**GIVEN EXERCISE:** Set the lines down again exactly, first line through the line that contains "string; date: string;", with no pictures.

**DATA BLOCK:**
+ + + + +

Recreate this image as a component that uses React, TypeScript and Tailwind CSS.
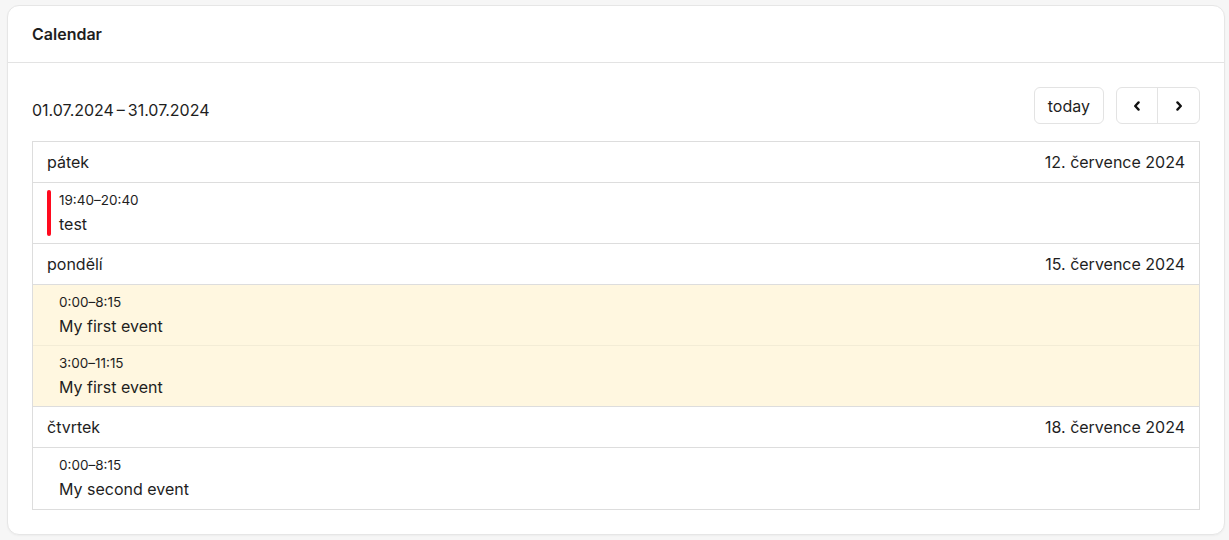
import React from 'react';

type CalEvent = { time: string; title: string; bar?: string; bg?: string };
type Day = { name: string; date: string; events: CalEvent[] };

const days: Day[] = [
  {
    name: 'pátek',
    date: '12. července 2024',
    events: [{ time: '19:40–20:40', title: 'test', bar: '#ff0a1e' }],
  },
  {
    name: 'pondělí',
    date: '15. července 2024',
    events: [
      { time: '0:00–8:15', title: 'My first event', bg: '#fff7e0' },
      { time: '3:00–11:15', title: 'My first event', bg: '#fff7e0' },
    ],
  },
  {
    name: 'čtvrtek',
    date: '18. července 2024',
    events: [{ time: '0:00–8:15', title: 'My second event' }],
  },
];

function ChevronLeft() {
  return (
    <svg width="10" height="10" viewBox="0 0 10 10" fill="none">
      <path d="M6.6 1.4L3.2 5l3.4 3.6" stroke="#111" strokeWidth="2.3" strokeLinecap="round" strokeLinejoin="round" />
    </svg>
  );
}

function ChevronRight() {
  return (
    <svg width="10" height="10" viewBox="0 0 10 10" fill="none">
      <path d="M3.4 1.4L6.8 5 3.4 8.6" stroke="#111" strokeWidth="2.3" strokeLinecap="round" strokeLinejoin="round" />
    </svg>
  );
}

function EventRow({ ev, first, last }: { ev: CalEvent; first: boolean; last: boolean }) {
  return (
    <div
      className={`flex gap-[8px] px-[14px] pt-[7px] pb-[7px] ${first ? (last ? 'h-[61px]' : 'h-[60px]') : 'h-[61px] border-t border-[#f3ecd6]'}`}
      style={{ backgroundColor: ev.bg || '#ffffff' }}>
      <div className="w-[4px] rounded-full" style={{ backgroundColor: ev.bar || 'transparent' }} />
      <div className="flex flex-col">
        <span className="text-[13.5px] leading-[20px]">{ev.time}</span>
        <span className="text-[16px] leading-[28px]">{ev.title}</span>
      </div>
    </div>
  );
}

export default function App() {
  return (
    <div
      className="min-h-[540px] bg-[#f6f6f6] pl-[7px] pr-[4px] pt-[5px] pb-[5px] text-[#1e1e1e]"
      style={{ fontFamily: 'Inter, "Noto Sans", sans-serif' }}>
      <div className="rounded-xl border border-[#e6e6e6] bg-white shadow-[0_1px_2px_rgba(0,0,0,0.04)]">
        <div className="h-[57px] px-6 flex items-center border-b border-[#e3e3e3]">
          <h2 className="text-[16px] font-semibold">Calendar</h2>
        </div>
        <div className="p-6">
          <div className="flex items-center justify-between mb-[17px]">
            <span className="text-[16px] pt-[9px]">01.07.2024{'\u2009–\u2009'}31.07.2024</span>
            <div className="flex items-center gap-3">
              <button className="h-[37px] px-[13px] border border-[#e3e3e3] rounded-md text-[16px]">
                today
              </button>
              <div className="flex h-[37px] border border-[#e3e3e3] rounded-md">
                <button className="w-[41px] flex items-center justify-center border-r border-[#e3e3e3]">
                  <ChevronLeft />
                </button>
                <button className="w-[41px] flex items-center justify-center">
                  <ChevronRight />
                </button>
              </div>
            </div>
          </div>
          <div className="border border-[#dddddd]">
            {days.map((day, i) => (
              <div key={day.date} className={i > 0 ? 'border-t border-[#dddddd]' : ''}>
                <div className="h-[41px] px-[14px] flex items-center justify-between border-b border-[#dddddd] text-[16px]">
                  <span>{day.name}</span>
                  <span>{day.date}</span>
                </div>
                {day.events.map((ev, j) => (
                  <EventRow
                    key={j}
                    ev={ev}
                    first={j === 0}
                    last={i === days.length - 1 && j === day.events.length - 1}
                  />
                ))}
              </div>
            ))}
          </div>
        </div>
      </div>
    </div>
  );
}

+ + + + +

**EXERCISE SOLUTION:**
Recreate this image as a component that uses React, TypeScript and Tailwind CSS.
import React from 'react';

type CalEvent = { time: string; title: string; bar?: string; bg?: string };
type Day = { name: string; date: string; events: CalEvent[] };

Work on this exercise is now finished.